Poster boy, team icon or Villa idol — whatever descriptor is used — Jack Grealish is undoubtedly the shining light guiding any young Bodymoor Heath hopeful.
Doyle-Hayes lauded Villa’s ace captain: He’s just unbelievable, it’s hard to describe what he can do on the pitch.
“Everyone can see it for themselves, and the step from the Championship to the Premier League has not fazed him at all, his performances lately have been off the scale really, I think he’s only going to get better as well.”
Grealish made his presence be known to not only the five Malaysian youngsters he beat on his way to scoring a wonder goal in the Hong Kong Sevens, but to Villa fans back home when he was a promising teenager. The annual tournament has been adopted as the academy’s summer showing of ability that Doyle-Hayes fondly remembers.
“It was an unbelievable experience to go to places like that, and it was a good time with the lads, we all got on well, I can’t describe it, the place was crazy.
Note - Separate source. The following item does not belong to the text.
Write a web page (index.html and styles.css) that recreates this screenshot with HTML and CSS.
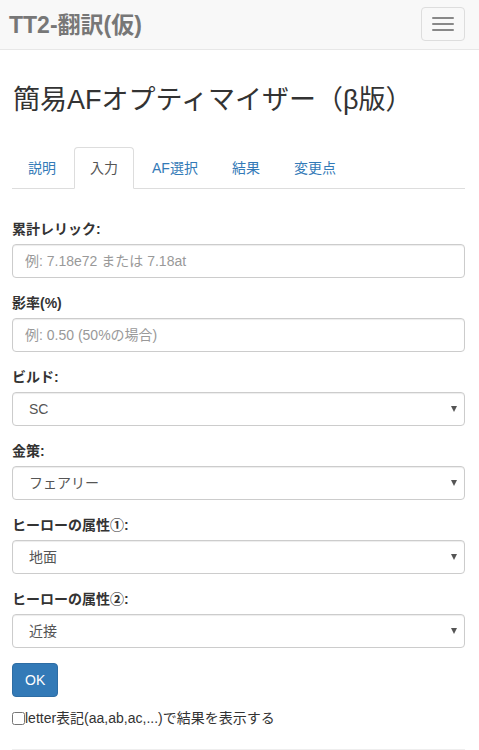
FILE: index.html
```html
<!DOCTYPE html>
<html lang="ja">
<head>
<meta charset="utf-8">
<title>TT2-翻訳(仮)</title>
<link rel="stylesheet" href="styles.css">
</head>
<body>
<nav class="navbar">
  <a class="brand" href="#">TT2-翻訳(仮)</a>
  <button class="toggle" type="button" aria-label="menu">
    <span class="bar"></span><span class="bar"></span><span class="bar"></span>
  </button>
</nav>
<main class="container">
  <h1 class="title">簡易AFオプティマイザー（β版）</h1>
  <ul class="tabs">
    <li class="tab"><a href="#">説明</a></li>
    <li class="tab active"><a href="#">入力</a></li>
    <li class="tab"><a href="#">AF選択</a></li>
    <li class="tab"><a href="#">結果</a></li>
    <li class="tab"><a href="#">変更点</a></li>
  </ul>
  <form class="tab-content">
    <div class="form-group">
      <label class="label">累計レリック:</label>
      <input class="control" type="text" placeholder="例: 7.18e72 または 7.18at">
    </div>
    <div class="form-group">
      <label class="label">影率(%)</label>
      <input class="control" type="text" placeholder="例: 0.50 (50%の場合)">
    </div>
    <div class="form-group">
      <label class="label">ビルド:</label>
      <div class="select-wrap"><select class="control select"><option>SC</option></select></div>
    </div>
    <div class="form-group">
      <label class="label">金策:</label>
      <div class="select-wrap"><select class="control select"><option>フェアリー</option></select></div>
    </div>
    <div class="form-group">
      <label class="label">ヒーローの属性①:</label>
      <div class="select-wrap"><select class="control select"><option>地面</option></select></div>
    </div>
    <div class="form-group">
      <label class="label">ヒーローの属性②:</label>
      <div class="select-wrap"><select class="control select"><option>近接</option></select></div>
    </div>
    <button class="btn" type="button">OK</button>
    <div class="check-row">
      <input class="check" type="checkbox"><span>letter表記(aa,ab,ac,...)で結果を表示する</span>
    </div>
    <hr class="rule">
  </form>
</main>
</body>
</html>
```

FILE: styles.css
```css
* { box-sizing: border-box; }
html, body { margin: 0; padding: 0; }
body {
  font-family: "Liberation Sans", "Noto Sans CJK JP", sans-serif;
  font-size: 14px;
  line-height: 20px;
  color: #333;
  background: #fff;
}
.navbar {
  height: 50px;
  background: #f8f8f8;
  border-bottom: 1px solid #e7e7e7;
  display: flex;
  align-items: center;
  justify-content: space-between;
  padding: 0 14px 0 9px;
}
.brand {
  font-size: 23px;
  font-weight: bold;
  color: #777;
  text-decoration: none;
  line-height: 24px;
  margin-top: 1px;
}
.toggle {
  width: 44px;
  height: 34px;
  border: 1px solid #ddd;
  border-radius: 4px;
  background: transparent;
  display: flex;
  flex-direction: column;
  align-items: center;
  justify-content: center;
  gap: 4px;
  padding: 0;
  margin-top: -1px;
}
.bar {
  display: block;
  width: 22px;
  height: 2px;
  background: #888;
  border-radius: 1px;
}
.container {
  padding: 0 14px 0 12px;
}
.title {
  font-size: 27px;
  font-weight: normal;
  line-height: 30px;
  margin: 35px 0 0 1px;
  color: #333;
}
.tabs {
  list-style: none;
  margin: 32px 0 0;
  padding: 0;
  display: flex;
  border-bottom: 1px solid #ddd;
}
.tab {
  margin-bottom: -1px;
  margin-right: 2px;
}
.tab a {
  display: block;
  padding: 10px 15px;
  line-height: 20px;
  border: 1px solid transparent;
  border-radius: 4px 4px 0 0;
  color: #337ab7;
  text-decoration: none;
}
.tab.active a {
  color: #555;
  background: #fff;
  border-color: #ddd #ddd transparent;
}
.tab-content {
  padding-top: 30px;
}
.form-group {
  margin-bottom: 15px;
}
.label {
  display: block;
  font-weight: bold;
  margin-bottom: 5px;
  line-height: 20px;
}
.control {
  display: block;
  width: 100%;
  height: 34px;
  padding: 6px 12px;
  font-family: inherit;
  font-size: 14px;
  line-height: 20px;
  color: #555;
  background: #fff;
  border: 1px solid #ccc;
  border-radius: 4px;
  box-shadow: inset 0 1px 1px rgba(0,0,0,.075);
}
.control::placeholder { color: #999; }
.select-wrap { position: relative; }
.select {
  -webkit-appearance: none;
  appearance: none;
  padding-left: 16px;
}
.select-wrap::after {
  content: "";
  position: absolute;
  right: 8px;
  top: 14px;
  border-left: 3px solid transparent;
  border-right: 3px solid transparent;
  border-top: 6px solid #555;
  pointer-events: none;
}
.btn {
  display: block;
  margin-top: 1px;
  height: 34px;
  padding: 6px 12px;
  font-family: inherit;
  font-size: 14px;
  line-height: 20px;
  color: #fff;
  background: #337ab7;
  border: 1px solid #2e6da4;
  border-radius: 4px;
}
.check-row {
  display: flex;
  align-items: center;
  margin-top: 11px;
  line-height: 20px;
}
.check {
  width: 13px;
  height: 13px;
  margin: 0;
}
.rule {
  border: 0;
  border-top: 1px solid #eee;
  margin: 21px 0 0;
}
```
“We got a day or two off over there too so we got to do what we wanted, it was just an unbelievable experience.
“They were great memories with the lads, we all keep in touch, even though they’ve gone to different clubs and stuff like that, sometimes I’ll go and play golf with some of them, it’s always good to keep in touch I suppose.”
A promising crop of young Villans, including Mitchell Clark, Keinan Davis and Corey Blackett-Taylor, won the Premier League Cup in 2018.
“There was a few young lads that came through at the same time, me Callum, Mitch and Rushian, there was a few of us at the same time trying to get in and play a few games.
But what Doyle-Hayes remembers most are the nurturing words of wisdom from the likes of Terry.
“When we were training with the first team, Terry came in and helped a lot of the younger lads, in fact I think the whole team was helpful, there wasn’t anyone that wouldn’t help the younger lads, they are all a good group that made you fit in well.”
So, what’s next for Villa’s young Irishman?
“I’m not 100% sure yet to be honest, I know a lot of the lads left because they thought it’d be better for them and their career to get more football, but I’m not 100% sure what I’ll be doing yet.”